Wednesday, 18 April 2012

Spain. IMF.

Mr Market has got something right
You will not often catch me saying something positive about the large majority of financial market participants. In the past couple of days, I have found several pieces that have left me thinking whether the markets are actually getting something right.

In Spain, all signs point to disaster. The story is well-known by now. A host of weakly banks have fuelled a housing boom. The growth falls, property prices begin to fall, banks end up in deep trouble, and that accelerates the economic downturn. Government finances deteriorate sharply. Add Spain’s notoriously ineffective labour market.

In Berlin, Paris, and Bruxelles, politicians are still shocked that Greece was “forced” into a de facto bankruptcy. The response is that the market “attacks” are best countered by draconian austerity measures.

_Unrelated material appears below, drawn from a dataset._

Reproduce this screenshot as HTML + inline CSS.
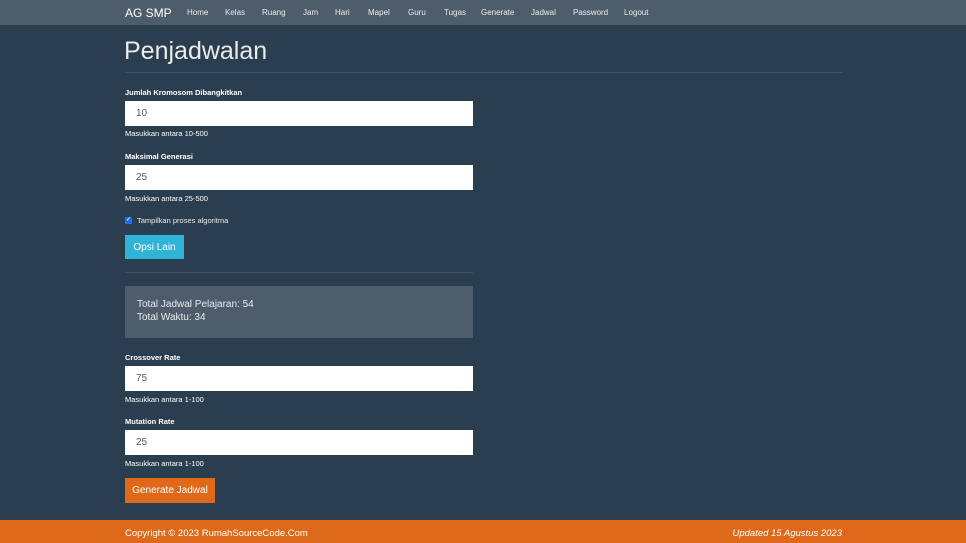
<!DOCTYPE html><html><head><style>
body{margin:0;background:#2b3e50;font-family:"Liberation Sans",sans-serif;color:#ebebeb;width:966px;height:543px;position:relative;overflow:hidden}
.a{position:absolute}
.nav{left:0;top:0;width:966px;height:25px;background:#4e5d6c}
.nav span{position:absolute;top:8px;font-size:8px;color:#ebebeb}
.lbl{left:125px;font-size:7.5px;font-weight:bold;color:#fff}
.help{left:125px;font-size:7.5px;color:#fff}
.inp{left:125px;width:348px;height:25px;background:#fff;font-size:10px;color:#555;line-height:25px;box-sizing:border-box;padding-left:11px}
.btn{display:flex;align-items:center;justify-content:center;color:#fff;font-size:10px}
</style></head><body>
<div class="a nav">
<span style="left:125px;top:6px;font-size:12px;color:#fff">AG SMP</span>
<span style="left:187px">Home</span><span style="left:225px">Kelas</span><span style="left:262px">Ruang</span><span style="left:303px">Jam</span><span style="left:335px">Hari</span><span style="left:368px">Mapel</span><span style="left:408px">Guru</span><span style="left:444px">Tugas</span><span style="left:481px">Generate</span><span style="left:531px">Jadwal</span><span style="left:573px">Password</span><span style="left:624px">Logout</span>
</div>
<div class="a" style="left:124px;top:37px;font-size:25px;color:#ebebeb">Penjadwalan</div>
<div class="a" style="left:125px;top:72px;width:717px;height:1px;background:#3e5165"></div>
<div class="a lbl" style="top:88px">Jumlah Kromosom Dibangkitkan</div>
<div class="a inp" style="top:101px">10</div>
<div class="a help" style="top:129px">Masukkan antara 10-500</div>
<div class="a lbl" style="top:152px">Maksimal Generasi</div>
<div class="a inp" style="top:165px">25</div>
<div class="a help" style="top:194px">Masukkan antara 25-500</div>
<div class="a" style="left:125px;top:217px;width:7px;height:7px;background:#1a73e8;border-radius:1px;color:#fff;font-size:6px;line-height:7px;text-align:center">✓</div>
<div class="a" style="left:137px;top:216px;font-size:7.5px">Tampilkan proses algoritma</div>
<div class="a btn" style="left:125px;top:235px;width:59px;height:24px;background:#2fb4d8">Opsi Lain</div>
<div class="a" style="left:125px;top:272px;width:348px;height:1px;background:#3e5165"></div>
<div class="a" style="left:125px;top:286px;width:348px;height:52px;background:#4e5d6c;font-size:10px;line-height:13px;box-sizing:border-box;padding:12px 12px">Total Jadwal Pelajaran: 54<br>Total Waktu: 34</div>
<div class="a lbl" style="top:353px">Crossover Rate</div>
<div class="a inp" style="top:366px">75</div>
<div class="a help" style="top:395px">Masukkan antara 1-100</div>
<div class="a lbl" style="top:417px">Mutation Rate</div>
<div class="a inp" style="top:430px">25</div>
<div class="a help" style="top:459px">Masukkan antara 1-100</div>
<div class="a btn" style="left:125px;top:478px;width:90px;height:25px;background:#df691a">Generate Jadwal</div>
<div class="a" style="left:0;top:520px;width:966px;height:23px;background:#df691a"></div>
<div class="a" style="left:125px;top:528px;font-size:9.5px;color:#fff">Copyright © 2023 RumahSourceCode.Com</div>
<div class="a" style="right:124px;top:528px;font-size:9.5px;color:#fff;font-style:italic">Updated 15 Agustus 2023</div>
</body></html>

The markets now appear a good deal more sophisticated than that. Bond markets are not afraid of government deficits as such. Bond markets are afraid of losing money. That leads to the critical point: Markets are not afraid of the Spanish budget deficit, but they rightfully fear that a German-style austerity policy will make things worse and lead to a “death spiral”, which eventually increases the default risk.

So far it appears that this analysis is better than the one made by the European politicians: in order to meet the EU demands to the budget deficit in 2013, the Spanish government introduces policies making it close to impossible to reach the goal.

Suddenly I find myself siding with the bond markets. Weird feeling, indeed.

Has adjusted its growth forecast for the EU-zone upwards. From -0.5% to -0.3% in 2012. Wow, let’s have a party! This is entirely for public consumption. No economist worth his salt believes that forecasts can be made that precise (and in 98% of the cases they are wrong anyway).

The most important is that IMF strongly pushes the European politicians to make it their “overarching priority” to prevent a renewed escalation of the debt and growth crisis. IMF also tells Europe to get more busy in resolving the problems in the banking sector. IMF identifies two major obstacles to a resumption of normal growth in the Western economies, fiscal consolidation and bank deleveraging. I totally agree.

In the cases of USA, UK, Spain, and Denmark another factor is at play, a heavy increase in household debt related to property investment, all happening while property prices were booming. That complicates the situation in those four countries. In the US there is no political consensus to fight the budget deficit and hence no austerity. In Denmark the government debt is sufficiently low that dramatic action can be postponed. But have a look at UK and Spain.